The following are the files that you will be using:

Add your name and other infomation your instructor requires to the opening documentation of the code and documentation files.

You will begin by editing the file `grades.cpp`. Open it in an editor and take a few minutes to look it over. As its documentation indicates, `grades.cpp` is a "skeleton program" that (partially) encodes an algorithm to solve the problem. In this lab's exercise you will be completing this program.

## Design

Our programs until now have been able to process their inputs as soon as they were entered. This is actually quite rare. Often, as in this lab's problem, we need to keep the information available after the data has been input so that it can be reused later in the program.

To get started, let's look at what the end result will be: letter grades have been assigned to the scores that are input. This seems straightforward — just input a student's score and output a letter grade corresponding to that score. Here, however, it isn't that simple because of how letter grades are to be computed — using the grading-on-the-curve method.
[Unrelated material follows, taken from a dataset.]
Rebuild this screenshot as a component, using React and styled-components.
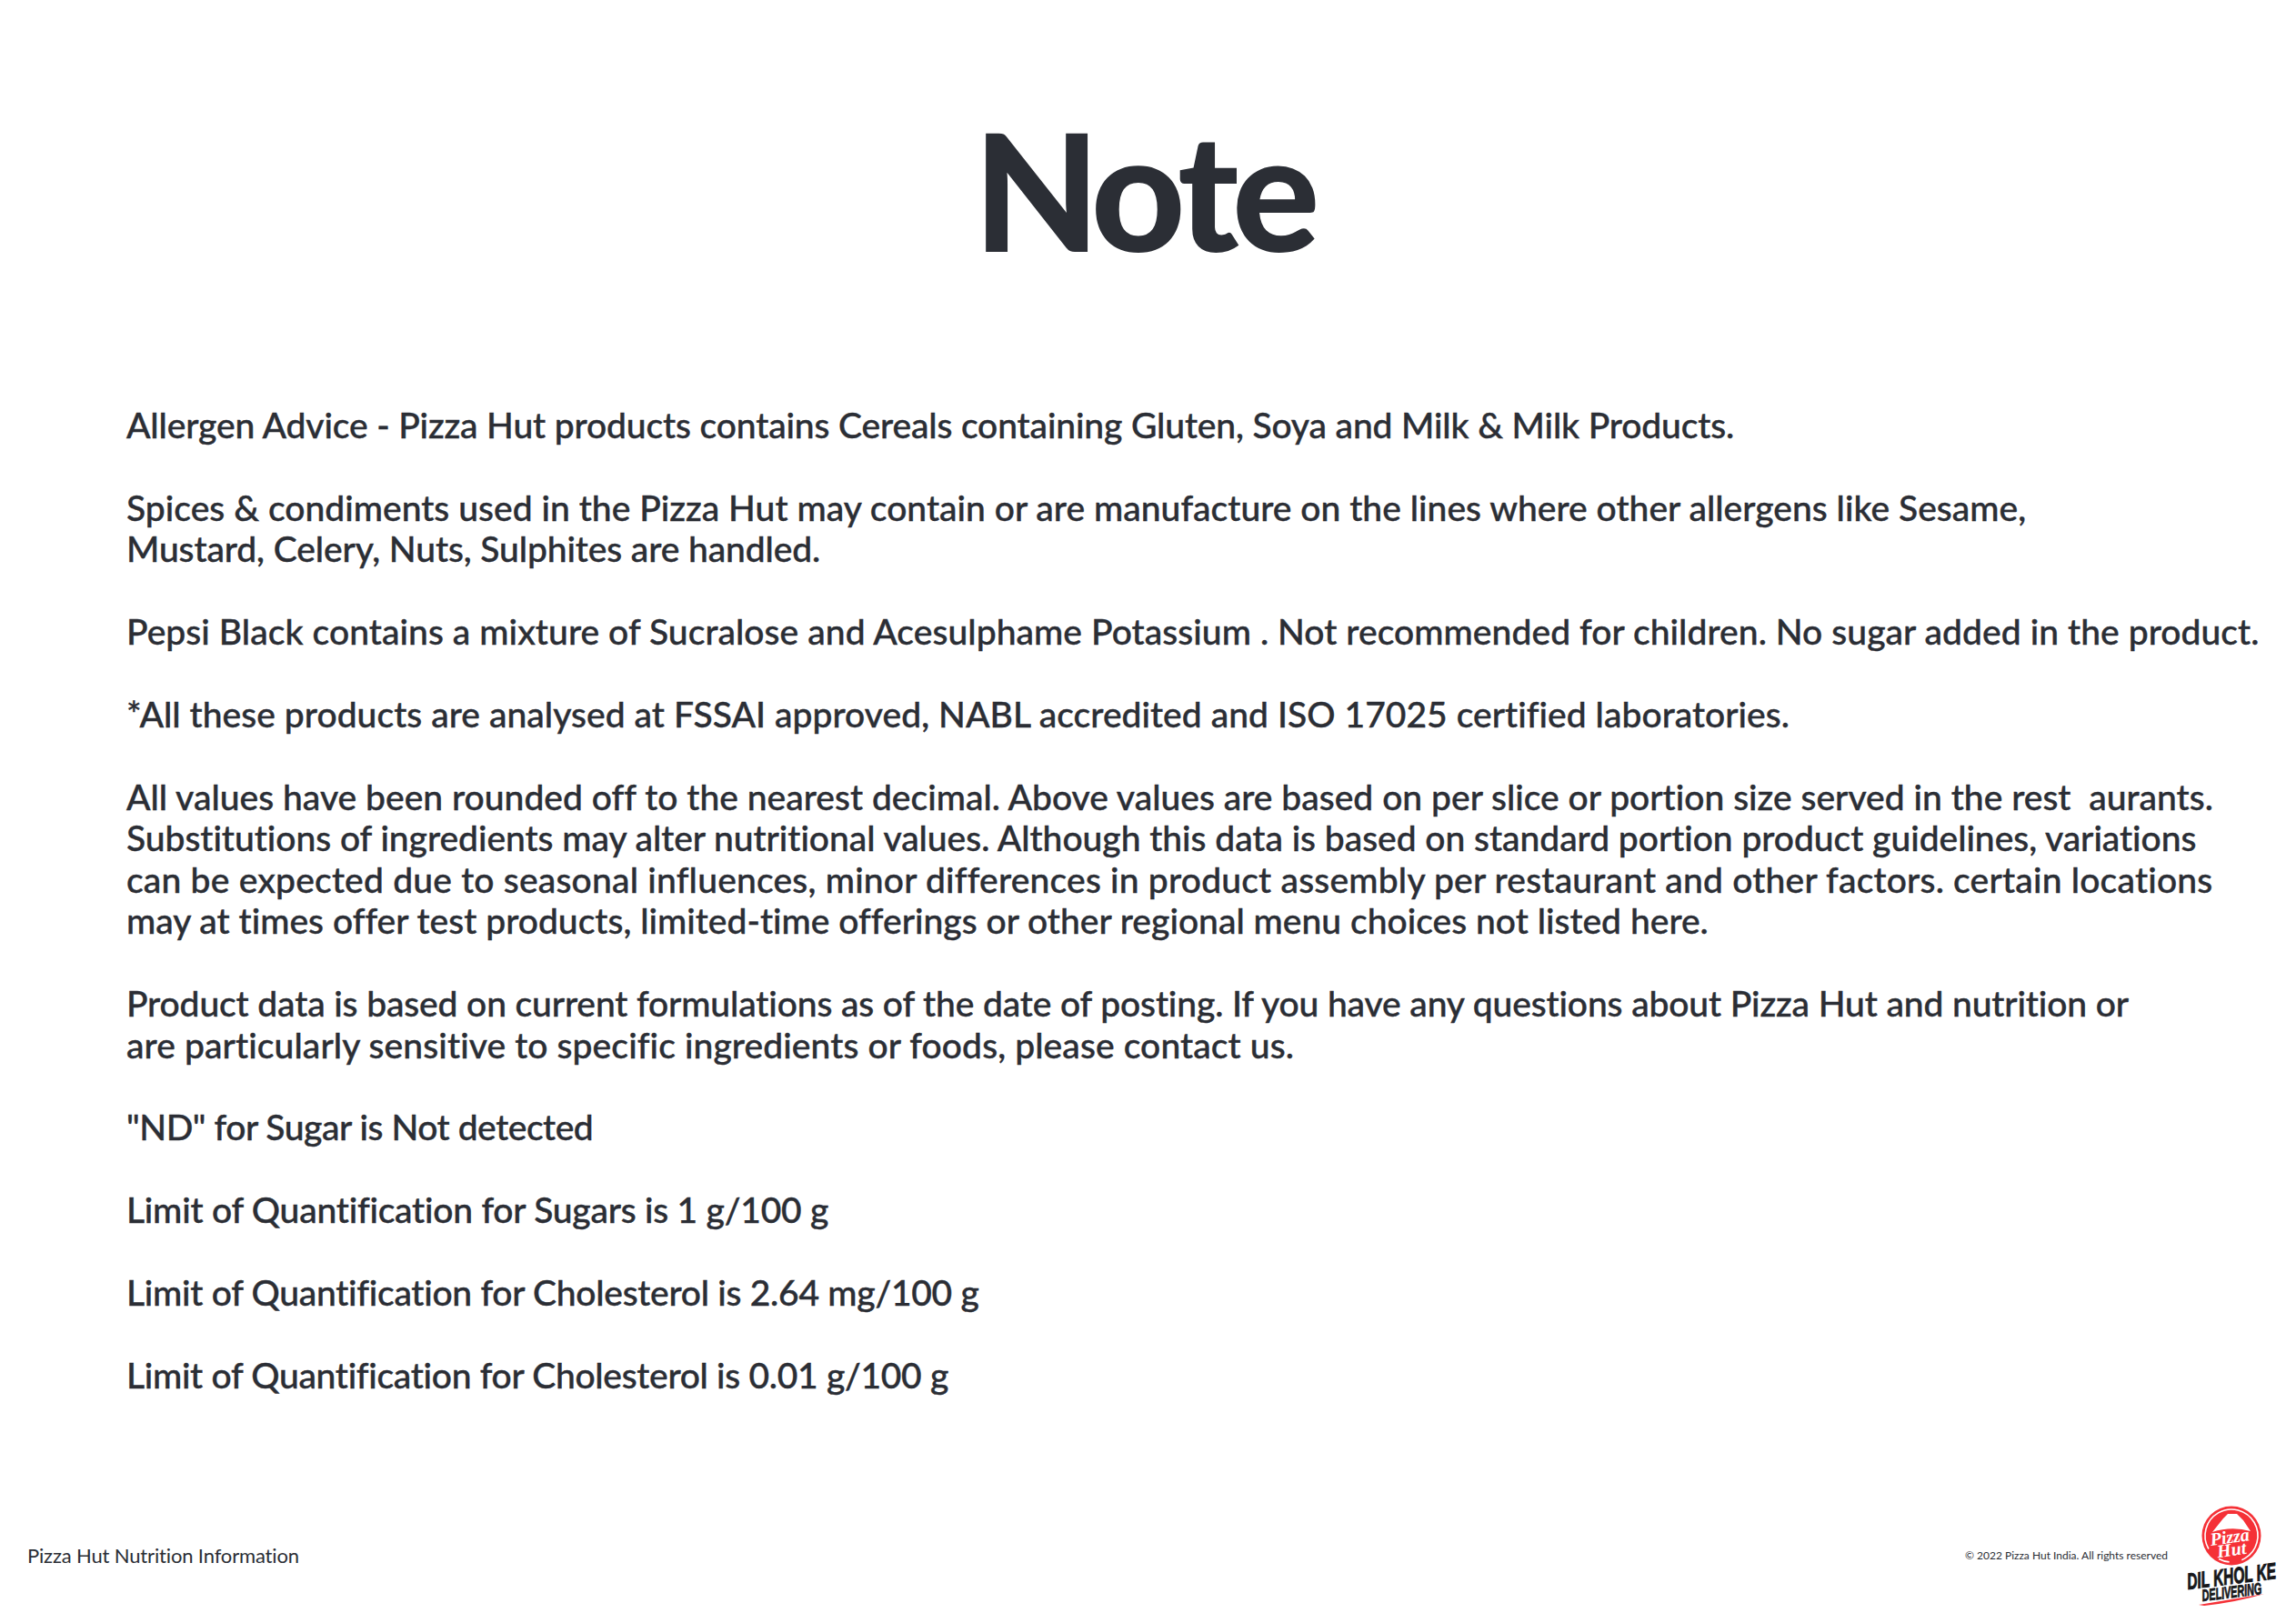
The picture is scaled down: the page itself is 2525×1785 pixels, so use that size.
import styled, { createGlobalStyle } from "styled-components"

const GlobalStyle = createGlobalStyle`
  html, body { margin: 0; background: #fff; }
  body { font-family: "Lato", "Liberation Sans", sans-serif; color: #2b2e35; }
`

const Page = styled.div`
  width: 2525px;
  height: 1785px;
  display: flex;
  flex-direction: column;
  overflow: hidden;
`

const Title = styled.h1`
  margin: 0;
  padding: 100px 10px 0 0;
  height: 300px;
  box-sizing: border-box;
  font-size: 180px;
  line-height: 215px;
  font-weight: 900;
  letter-spacing: -7px;
  text-align: center;
`

const Notes = styled.div`
  padding: 145px 0 0 139px;
  font-size: 39px;
  line-height: 45.44px;
  font-weight: 500;
  -webkit-text-stroke: 0.4px #2b2e35;
`

const Para = styled.p`
  margin: 0 0 45.44px;
`

const Line = styled.span`
  display: block;
  white-space: pre;
  letter-spacing: ${(p) => p.$track}px;
`

const Footer = styled.footer`
  margin-top: auto;
  display: flex;
  align-items: center;
  padding: 0 15px 9px 30px;
`

const FooterTitle = styled.div`
  font-size: 22px;
  line-height: 26px;
  letter-spacing: -0.15px;
`

const Copyright = styled.div`
  margin-left: auto;
  margin-right: 16px;
  font-size: 12px;
  line-height: 14px;
`

const Logo = () => (
  <svg width="110" height="130" viewBox="0 0 110 130">
    <circle cx="54" cy="43" r="32.5" fill="#f53137" />
    <circle cx="54" cy="43" r="29" fill="none" stroke="#fff" strokeWidth="1.6" strokeDasharray="140 14 12 16" transform="rotate(150 54 43)" />
    <path d="M33 39 L45 24 L50 19 L60 19 L67 26 L75 38 Q54 32 33 39 Z" fill="#fff" />
    <text textAnchor="middle" fontFamily="Liberation Serif" fontStyle="italic" fontWeight="700" fontSize="20" fill="#fff" transform="translate(53 51) rotate(-8)">Pizza</text>
    <text textAnchor="middle" fontFamily="Liberation Serif" fontStyle="italic" fontWeight="700" fontSize="20" fill="#fff" transform="translate(55 65) rotate(-8)">Hut</text>
    <text textAnchor="middle" fontFamily="Liberation Sans" fontStyle="italic" fontWeight="700" fontSize="25" fill="#16171a" stroke="#16171a" strokeWidth="1" transform="translate(55 96) rotate(-7) scale(0.62 1)">DIL KHOL KE</text>
    <text textAnchor="middle" fontFamily="Liberation Sans" fontStyle="italic" fontWeight="700" fontSize="18" fill="#16171a" stroke="#16171a" strokeWidth="0.8" transform="translate(55 111) rotate(-7) scale(0.6 1)">DELIVERING</text>
    <path d="M18 119 L90 107 Q60 116 24 120 Z" fill="#f53137" />
  </svg>
)

const paragraphs = [
  [["Allergen Advice - Pizza Hut products contains Cereals containing Gluten, Soya and Milk & Milk Products.", -0.14]],
  [
    ["Spices & condiments used in the Pizza Hut may contain or are manufacture on the lines where other allergens like Sesame,", 0.02],
    ["Mustard, Celery, Nuts, Sulphites are handled.", -0.11],
  ],
  [["Pepsi Black contains a mixture of Sucralose and Acesulphame Potassium . Not recommended for children. No sugar added in the product.", 0.06]],
  [["*All these products are analysed at FSSAI approved, NABL accredited and ISO 17025 certified laboratories.", 0.04]],
  [
    ["All values have been rounded off to the nearest decimal. Above values are based on per slice or portion size served in the rest  aurants.", 0.01],
    ["Substitutions of ingredients may alter nutritional values. Although this data is based on standard portion product guidelines, variations", -0.04],
    ["can be expected due to seasonal influences, minor differences in product assembly per restaurant and other factors. certain locations", 0.2],
    ["may at times offer test products, limited-time offerings or other regional menu choices not listed here.", 0.01],
  ],
  [
    ["Product data is based on current formulations as of the date of posting. If you have any questions about Pizza Hut and nutrition or", -0.13],
    ["are particularly sensitive to specific ingredients or foods, please contact us.", 0.1],
  ],
  [['"ND" for Sugar is Not detected', -0.45]],
  [["Limit of Quantification for Sugars is 1 g/100 g", -0.23]],
  [["Limit of Quantification for Cholesterol is 2.64 mg/100 g", -0.27]],
  [["Limit of Quantification for Cholesterol is 0.01 g/100 g", -0.3]],
]

export default function App() {
  return (
    <Page>
      <GlobalStyle />
      <Title>Note</Title>
      <Notes>
        {paragraphs.map((lines, i) => (
          <Para key={i}>
            {lines.map(([text, track], j) => (
              <Line key={j} $track={track}>{text}</Line>
            ))}
          </Para>
        ))}
      </Notes>
      <Footer>
        <FooterTitle>Pizza Hut Nutrition Information</FooterTitle>
        <Copyright>© 2022 Pizza Hut India. All rights reserved</Copyright>
        <Logo />
      </Footer>
    </Page>
  )
}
We will explain this method of assigning letter grades near the end of this lab exercise. Suffice it to say for now that it requires first computing the average score and then the standard deviation of the scores. And the only way to know this is to sum all of the scores and then compute the average and the standard deviation. Once these are known, we can determine which scores will get A's, which will get B's, and so on. Thus, the scores have to be processed (at least) twice: once to compute the average and standard deviation and a second time to assign letter grades based on the average and standard deviation.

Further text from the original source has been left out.